**WRITTEN EXERCISE:** Only the number is wanted: how many lines of the data contain "React"?

--------------------------------

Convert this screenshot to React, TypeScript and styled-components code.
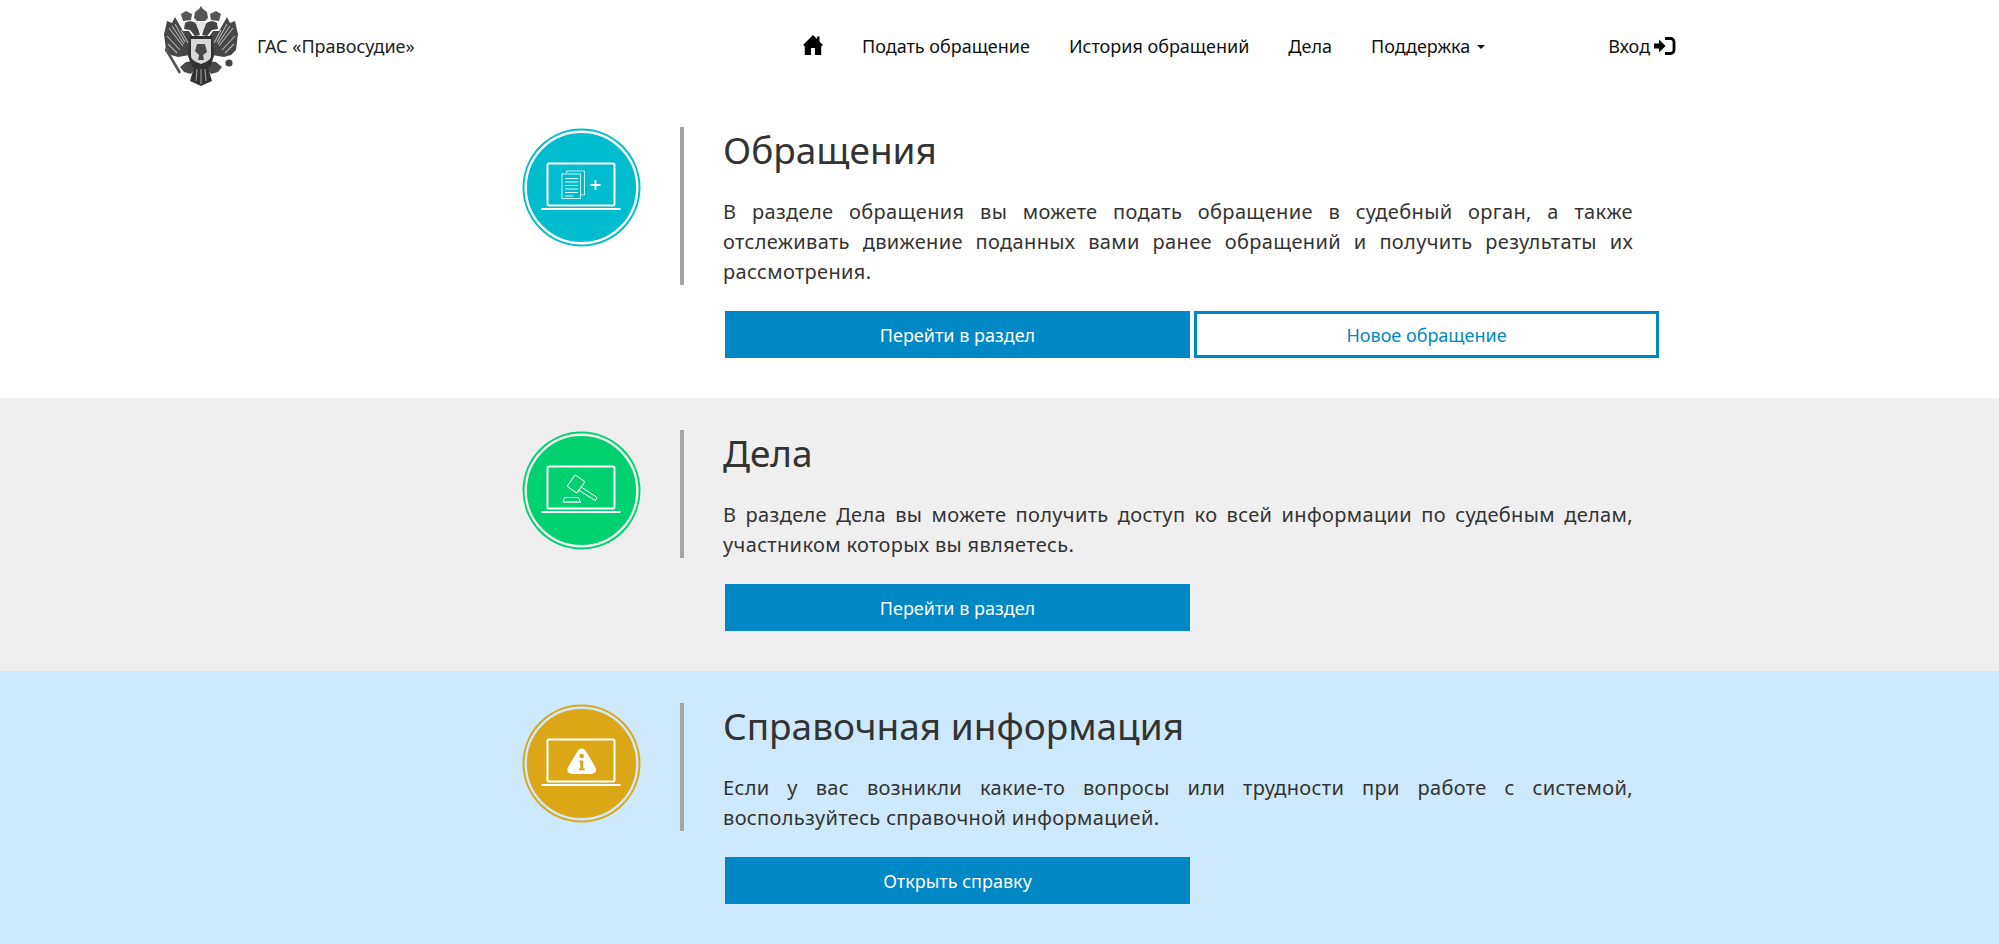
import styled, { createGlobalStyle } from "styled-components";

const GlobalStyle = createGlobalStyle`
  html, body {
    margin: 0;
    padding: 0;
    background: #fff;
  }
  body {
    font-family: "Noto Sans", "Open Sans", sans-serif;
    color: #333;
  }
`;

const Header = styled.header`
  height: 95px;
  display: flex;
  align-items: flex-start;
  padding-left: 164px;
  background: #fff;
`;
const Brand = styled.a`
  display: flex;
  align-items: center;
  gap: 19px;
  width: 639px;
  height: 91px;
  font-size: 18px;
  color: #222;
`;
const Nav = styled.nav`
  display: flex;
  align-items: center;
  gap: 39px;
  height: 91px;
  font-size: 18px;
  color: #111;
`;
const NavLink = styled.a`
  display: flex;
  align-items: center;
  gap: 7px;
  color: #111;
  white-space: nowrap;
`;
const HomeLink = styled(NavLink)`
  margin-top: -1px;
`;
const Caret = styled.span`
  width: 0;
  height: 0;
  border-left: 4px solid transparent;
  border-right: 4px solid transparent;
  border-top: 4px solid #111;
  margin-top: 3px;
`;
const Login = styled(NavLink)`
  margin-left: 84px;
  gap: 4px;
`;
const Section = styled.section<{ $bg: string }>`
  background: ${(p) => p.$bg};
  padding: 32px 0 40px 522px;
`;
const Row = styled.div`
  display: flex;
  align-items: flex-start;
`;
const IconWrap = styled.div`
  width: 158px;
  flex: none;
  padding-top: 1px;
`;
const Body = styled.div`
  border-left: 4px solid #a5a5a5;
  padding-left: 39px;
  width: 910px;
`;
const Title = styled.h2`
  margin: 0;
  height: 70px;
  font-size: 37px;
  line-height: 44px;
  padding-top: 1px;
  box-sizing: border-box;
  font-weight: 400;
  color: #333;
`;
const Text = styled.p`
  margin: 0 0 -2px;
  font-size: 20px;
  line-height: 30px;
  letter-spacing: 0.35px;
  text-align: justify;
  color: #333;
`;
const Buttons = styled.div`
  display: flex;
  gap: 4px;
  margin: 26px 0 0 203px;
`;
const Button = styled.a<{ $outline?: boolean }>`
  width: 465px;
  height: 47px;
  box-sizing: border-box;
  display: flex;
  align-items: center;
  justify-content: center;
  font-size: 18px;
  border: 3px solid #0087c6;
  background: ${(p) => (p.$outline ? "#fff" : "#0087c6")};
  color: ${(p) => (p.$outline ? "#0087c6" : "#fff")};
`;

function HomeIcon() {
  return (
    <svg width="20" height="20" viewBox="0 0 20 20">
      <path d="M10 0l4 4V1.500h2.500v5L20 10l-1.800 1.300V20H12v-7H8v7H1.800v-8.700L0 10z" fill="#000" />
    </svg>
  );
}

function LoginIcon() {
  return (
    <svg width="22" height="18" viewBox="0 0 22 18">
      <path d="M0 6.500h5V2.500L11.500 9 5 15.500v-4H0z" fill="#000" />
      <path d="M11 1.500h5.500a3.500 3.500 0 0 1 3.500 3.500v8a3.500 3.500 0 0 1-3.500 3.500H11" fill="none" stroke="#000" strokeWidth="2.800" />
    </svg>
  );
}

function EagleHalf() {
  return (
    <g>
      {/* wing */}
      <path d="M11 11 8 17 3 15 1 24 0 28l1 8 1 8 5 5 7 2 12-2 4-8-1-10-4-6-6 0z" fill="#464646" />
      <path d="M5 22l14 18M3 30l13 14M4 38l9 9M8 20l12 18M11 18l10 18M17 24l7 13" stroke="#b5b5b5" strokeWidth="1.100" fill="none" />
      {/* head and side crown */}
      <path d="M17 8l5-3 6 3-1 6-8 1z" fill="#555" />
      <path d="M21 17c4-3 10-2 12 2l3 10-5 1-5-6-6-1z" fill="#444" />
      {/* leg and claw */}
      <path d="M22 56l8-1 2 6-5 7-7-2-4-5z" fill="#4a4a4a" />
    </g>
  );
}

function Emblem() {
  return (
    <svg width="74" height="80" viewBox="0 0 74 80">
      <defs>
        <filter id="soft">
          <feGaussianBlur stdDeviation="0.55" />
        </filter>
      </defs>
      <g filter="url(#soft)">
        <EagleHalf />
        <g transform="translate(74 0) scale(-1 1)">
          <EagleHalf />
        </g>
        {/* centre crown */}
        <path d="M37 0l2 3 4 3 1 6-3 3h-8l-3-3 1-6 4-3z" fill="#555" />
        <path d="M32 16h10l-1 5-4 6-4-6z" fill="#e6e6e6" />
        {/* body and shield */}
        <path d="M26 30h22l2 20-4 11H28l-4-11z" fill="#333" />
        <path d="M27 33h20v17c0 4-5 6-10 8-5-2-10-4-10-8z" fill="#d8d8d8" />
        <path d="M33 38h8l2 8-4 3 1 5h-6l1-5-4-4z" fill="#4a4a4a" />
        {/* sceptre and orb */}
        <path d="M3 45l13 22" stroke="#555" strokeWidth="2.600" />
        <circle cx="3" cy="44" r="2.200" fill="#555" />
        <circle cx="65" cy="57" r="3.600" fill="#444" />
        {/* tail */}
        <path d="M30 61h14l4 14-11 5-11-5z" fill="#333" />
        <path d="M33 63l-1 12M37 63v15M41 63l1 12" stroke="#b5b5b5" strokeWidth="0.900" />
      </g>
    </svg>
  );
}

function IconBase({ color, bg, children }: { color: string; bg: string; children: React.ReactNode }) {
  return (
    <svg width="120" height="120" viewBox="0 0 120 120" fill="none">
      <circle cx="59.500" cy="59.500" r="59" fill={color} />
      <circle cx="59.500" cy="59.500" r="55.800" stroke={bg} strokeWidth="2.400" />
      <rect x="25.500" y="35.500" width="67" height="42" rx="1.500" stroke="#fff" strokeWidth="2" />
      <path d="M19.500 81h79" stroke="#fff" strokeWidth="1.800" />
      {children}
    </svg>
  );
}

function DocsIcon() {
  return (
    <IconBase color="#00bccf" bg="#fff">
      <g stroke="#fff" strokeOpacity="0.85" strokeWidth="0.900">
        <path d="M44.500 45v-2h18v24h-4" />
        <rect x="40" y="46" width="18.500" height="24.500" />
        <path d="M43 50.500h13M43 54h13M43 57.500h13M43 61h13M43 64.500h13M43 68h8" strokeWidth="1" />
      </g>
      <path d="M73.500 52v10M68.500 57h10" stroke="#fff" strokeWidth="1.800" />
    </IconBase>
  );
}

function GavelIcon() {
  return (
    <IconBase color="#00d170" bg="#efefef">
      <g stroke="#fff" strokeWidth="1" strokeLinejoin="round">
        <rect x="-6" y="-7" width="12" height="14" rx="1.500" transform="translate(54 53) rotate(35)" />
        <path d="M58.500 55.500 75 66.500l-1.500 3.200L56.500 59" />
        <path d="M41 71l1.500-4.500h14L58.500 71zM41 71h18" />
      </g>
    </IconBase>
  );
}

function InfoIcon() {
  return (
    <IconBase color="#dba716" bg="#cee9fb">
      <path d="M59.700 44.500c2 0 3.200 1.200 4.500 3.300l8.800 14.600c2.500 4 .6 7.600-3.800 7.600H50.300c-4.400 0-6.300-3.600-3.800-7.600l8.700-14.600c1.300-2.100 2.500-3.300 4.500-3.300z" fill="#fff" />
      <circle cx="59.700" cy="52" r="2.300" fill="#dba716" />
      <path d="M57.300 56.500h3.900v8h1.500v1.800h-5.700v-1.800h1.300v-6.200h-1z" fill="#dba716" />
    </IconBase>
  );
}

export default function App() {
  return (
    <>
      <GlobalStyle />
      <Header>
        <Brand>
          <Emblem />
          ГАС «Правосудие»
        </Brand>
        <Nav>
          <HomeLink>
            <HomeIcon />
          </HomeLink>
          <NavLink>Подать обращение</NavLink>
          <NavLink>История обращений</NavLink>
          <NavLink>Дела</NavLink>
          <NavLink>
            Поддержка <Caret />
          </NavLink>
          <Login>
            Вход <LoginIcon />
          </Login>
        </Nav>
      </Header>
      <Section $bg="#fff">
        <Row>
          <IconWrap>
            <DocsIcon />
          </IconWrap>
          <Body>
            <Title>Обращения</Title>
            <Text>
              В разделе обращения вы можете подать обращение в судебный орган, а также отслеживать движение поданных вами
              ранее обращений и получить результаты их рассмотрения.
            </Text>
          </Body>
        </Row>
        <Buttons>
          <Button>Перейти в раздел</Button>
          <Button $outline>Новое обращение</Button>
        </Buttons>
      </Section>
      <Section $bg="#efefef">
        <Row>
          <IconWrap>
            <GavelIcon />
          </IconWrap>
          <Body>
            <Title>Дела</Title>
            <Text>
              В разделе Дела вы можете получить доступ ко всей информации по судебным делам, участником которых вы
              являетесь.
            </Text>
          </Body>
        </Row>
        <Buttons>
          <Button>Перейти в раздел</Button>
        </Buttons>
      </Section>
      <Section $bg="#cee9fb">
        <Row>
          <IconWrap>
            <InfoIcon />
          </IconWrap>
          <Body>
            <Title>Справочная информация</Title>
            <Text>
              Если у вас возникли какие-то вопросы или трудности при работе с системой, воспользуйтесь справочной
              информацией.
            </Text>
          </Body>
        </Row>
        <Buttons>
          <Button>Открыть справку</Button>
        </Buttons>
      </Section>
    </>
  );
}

--------------------------------

**CORRECT RESPONSE:** 2